Is anyone suggesting we be a doormat? Absolutely not. We should speak up when we need to. But speaking our arguing just for the sake of arguing, even if we are right, is not a value add. There are people who are just never going to agree with you. Engaging them is a waste of your time and energy. It is far better to let them find a new ear or even target and save your energy to use on something that matters….some place where you can make positive improvements. It is hard to argue with someone who is silent. Refuse to engage. Use your silence.

This sounds easier than it sometimes is. What about those times when you have hurt feelings. You have been wounded. So do you speak up? Do you stir the pot so to speak? Or do you maintain your silence? Well, it is a matter of judgment and we won’t always get it right.

I once chose silence as the wisest course of action with my oldest daughter. It was a minor issue regarding a kayaking date we had set up. It was petty and escalating. In my opinion it simply was not worth an argument. So I chose to just remove myself from the situation.  She became infuriated and did not speak to me or let me see my grandchildren for a couple of months. I learned that silence was not the best route that day but I also learned something else that I needed to know. My relationship with my daughter is not as unshakable as I thought. Up to that day I would never have believed that. The relationship was forever changed. Evidently I needed to know that.

Recently, I once again chose silence. My feelings were very hurt by someone I love beyond measure. But past experience has shown me that sometimes we see actions radically differently. I see no harm and no harm intended. They see the exact opposite. I know my heart and arguing about its intention simply serves no purpose. I chose silence as the best course of action. So what about my hurt feelings? That is my ego talking. The heart to heart love is in tact and that is what is important.

I give you these examples because rarely is anything black and white. We have to weigh things….think things through. What is best for your highest good and the highest good of all? Silence is a tool that we all have and can use. It is in the silence that we can connect with our Guidance and hear our direction more clearly. It is in the silence where we find our authentic self. It is in the silence where we can most effectively organize our thoughts and thoughtfully plan our actions. In the silence we can release our hurt and anger and come back into balance and love.

We have a choice. We always have a choice.
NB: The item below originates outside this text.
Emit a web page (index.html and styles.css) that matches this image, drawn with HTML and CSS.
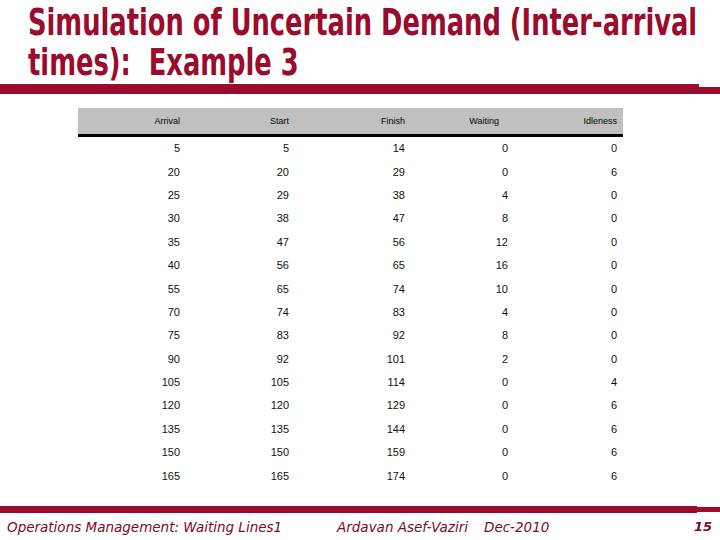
FILE: index.html
```html
<!DOCTYPE html>
<html>
<head>
<meta charset="utf-8">
<link rel="stylesheet" href="styles.css">
</head>
<body>
<div class="slide">
  <h1 class="title"><span class="line">Simulation of Uncertain Demand (Inter-arrival</span><span class="line">times):&nbsp; Example 3</span></h1>
  <div class="rule top-rule"><span class="thick"></span><span class="thin"></span></div>
  <table class="data">
    <thead>
      <tr><th>Arrival</th><th>Start</th><th>Finish</th><th class="wait">Waiting</th><th>Idleness</th></tr>
    </thead>
    <tbody>
      <tr><td>5</td><td>5</td><td>14</td><td>0</td><td>0</td></tr>
      <tr><td>20</td><td>20</td><td>29</td><td>0</td><td>6</td></tr>
      <tr><td>25</td><td>29</td><td>38</td><td>4</td><td>0</td></tr>
      <tr><td>30</td><td>38</td><td>47</td><td>8</td><td>0</td></tr>
      <tr><td>35</td><td>47</td><td>56</td><td>12</td><td>0</td></tr>
      <tr><td>40</td><td>56</td><td>65</td><td>16</td><td>0</td></tr>
      <tr><td>55</td><td>65</td><td>74</td><td>10</td><td>0</td></tr>
      <tr><td>70</td><td>74</td><td>83</td><td>4</td><td>0</td></tr>
      <tr><td>75</td><td>83</td><td>92</td><td>8</td><td>0</td></tr>
      <tr><td>90</td><td>92</td><td>101</td><td>2</td><td>0</td></tr>
      <tr><td>105</td><td>105</td><td>114</td><td>0</td><td>4</td></tr>
      <tr><td>120</td><td>120</td><td>129</td><td>0</td><td>6</td></tr>
      <tr><td>135</td><td>135</td><td>144</td><td>0</td><td>6</td></tr>
      <tr><td>150</td><td>150</td><td>159</td><td>0</td><td>6</td></tr>
      <tr><td>165</td><td>165</td><td>174</td><td>0</td><td>6</td></tr>
    </tbody>
  </table>
  <div class="rule bottom-rule"><span class="thick"></span><span class="thin"></span></div>
  <div class="footer">
    <span class="course">Operations Management: Waiting Lines1</span>
    <span class="author">Ardavan Asef-Vaziri</span>
    <span class="date">Dec-2010</span>
    <span class="page">15</span>
  </div>
</div>
</body>
</html>
```
FILE: styles.css
```css
html, body {
  margin: 0;
  padding: 0;
  background: #ffffff;
}
.slide {
  width: 720px;
  height: 540px;
  display: flex;
  flex-direction: column;
  overflow: hidden;
}
.title {
  margin: 0 0 0 28px;
  padding: 2px 0 0 0;
  font-family: "DejaVu Sans Condensed", "Liberation Sans Narrow", sans-serif;
  font-weight: bold;
  font-size: 38px;
  line-height: 40px;
  color: #9a0b2c;
  transform: scaleX(0.753);
  transform-origin: 0 0;
  white-space: nowrap;
  width: max-content;
  height: 78px;
}
.title .line {
  display: block;
}
.rule {
  display: flex;
  align-items: center;
}
.rule .thick {
  background: #9a0b2c;
}
.rule .thin {
  flex: 1;
  background: #9a0b2c;
}
.top-rule {
  margin-top: 4px;
  height: 10px;
}
.top-rule .thick {
  width: 699px;
  height: 10px;
}
.top-rule .thin {
  height: 7px;
  margin-top: 2px;
}
.data {
  margin: 14px 0 0 78px;
  width: 545px;
  border-collapse: collapse;
  table-layout: fixed;
  font-family: "Liberation Sans", Arial, sans-serif;
}
.data th {
  background: #c0c0c0;
  height: 27px;
  padding: 0 7px 0 0;
  text-align: right;
  font-weight: normal;
  font-size: 9px;
  color: #000;
  border-bottom: 3px solid #000;
  vertical-align: middle;
  box-sizing: border-box;
}
.data td {
  height: 23.4px;
  padding: 0 7px 0 0;
  text-align: right;
  font-size: 11px;
  color: #111;
  vertical-align: middle;
}
.data th:nth-child(3), .data td:nth-child(3) { padding-right: 0; }
.data td:nth-child(4) { padding-right: 6px; }
.data th.wait { padding-right: 15px; }
.data th:nth-child(5), .data td:nth-child(5) { padding-right: 6px; }
.bottom-rule {
  margin-top: auto;
  height: 7px;
}
.bottom-rule .thick {
  width: 697px;
  height: 7px;
}
.bottom-rule .thin {
  height: 5px;
}
.footer {
  display: flex;
  align-items: center;
  height: 27px;
  padding: 0 8px 0 7px;
  font-family: "DejaVu Sans", Verdana, sans-serif;
  font-style: italic;
  font-size: 13.5px;
  color: #7a0a2a;
}
.course { width: 330px; }
.author { width: 147px; }
.date { flex: 1; }
.page { font-weight: bold; font-size: 13px; }
```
Use your silence wisely.

That is the HOPE. And so it is.

Bit by bit, piece by piece, HOPE by HOPE action steps anyone can take……

-Meditate/pray….ask….”What is my next step for my highest good and the highest good of all?”

-Drink lots of water.

-Get outdoors and take in at least 10 deep breaths.

-Remember your silence is a tool always available to you.

What made me smile yesterday……

-Errands done.

-Laundry done.

-Loved Alex’s email.

-Shannon sent me great pictures.

-Talking with Jody and texting with Bob both brought smiles to my heart.